Tuesday, June 17, 2008

Big 3 to increase exports to China

Deal OK'd ahead of trade talks lets GM, Ford, Chrysler ship $2.2B in parts, vehicles.

Sharon Terlep / The Detroit News

Detroit's Big Three automakers will ship $2.2 billion in vehicles and parts -- most made in the United States -- under agreements signed Monday between the companies and the Chinese government.

The deals, which mark some of the largest trade agreements to date between U.S. automakers and China, come ahead of two days of talks to resolve longstanding trade disputes between the nations.

General Motors Corp. will export $1 billion in U.S.-built vehicles and parts, mostly Cadillacs, to its Chinese partner, Shanghai General Motors, over the next two years. GM spokesman Greg Martin said the company was negotiating how many vehicles would be exported to China under the agreement.

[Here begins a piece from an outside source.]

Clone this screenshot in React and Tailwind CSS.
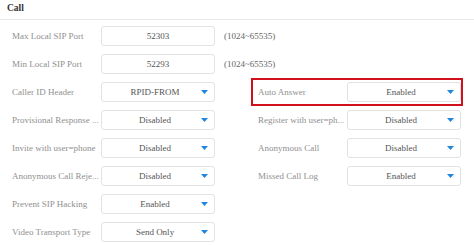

Chrysler LLC plans to ship more than $400 million in Jeep brand SUVs, most of which are built in the United States, by 2009, said spokesman Dave Elshoff.

Ford Motor Co.'s deal calls for sending 30,000 U.S.- and Canadian-built vehicles to China as part of an $800 million agreement. Michigan-made transmissions are part of the pact.

"This historic export agreement with China is another step in our commitment to accelerate the development of new products that customers want and value and leverage Ford's global assets," Ford CEO Alan Mulally said in a statement.

The trade moves come as each of the Big Three angle for a larger share of China's fast-growing auto market, a mission that has increased in urgency as the companies lose ground in North America to foreign-based rivals.

Detroit's automakers have been sending vehicles to China for years, but not to this extent.

GM's China operations have imported about $4.2 billion worth of vehicles, components, equipment and machinery from North America over the past 11 years.

GM's most recent deal comes in addition to an agreement struck last year to export to China 5,000 Buick Enclaves, worth about $800 million, over four years.

All of the vehicles exported would be sold in China, Martin said.

Ford noted it first exported vehicles to China in 1913.

The Dearborn automaker called the agreement struck Monday one of the company's largest export agreements.

Under the pact, Ford will send 30,000 vehicles to China starting in 2009. The company this year will begin supplying transmission components and parts to its passenger car joint venture in China, Changan Ford Mazda Automobile Co. Ltd.

Top U.S. and Chinese officials are working this week to resolve investment disputes between the countries and to make way for international investments from both sides.

U.S. Treasury Secretary Henry Paulson and Chinese Vice Premier Wang Qishan will discuss the imbalance in trade between China and the United States among other issues beginning today during talks at the Naval Academy in Annapolis, Md.

The U.S. trade deficit with China soared to a record $256.2 billion in 2007.

"It is clear that our strategy for robust engagement with China ... is more productive than protectionist policies or legislation," Paulson said on Monday.

U.S. Sens. Debbie Stabenow, D-Lansing, and Carl Levin, D-Detroit, along with a group of nine other senators, including Democratic presidential hopeful Barack Obama, sent a letter to Paulson urging him "to push the Chinese government to stop manipulating its currency."

The currency valuation has forced "American companies to declare bankruptcy or even go out of business, harming our workers, families, and middle class," the letter said. "This is about taking a stand for American businesses, American workers and American jobs."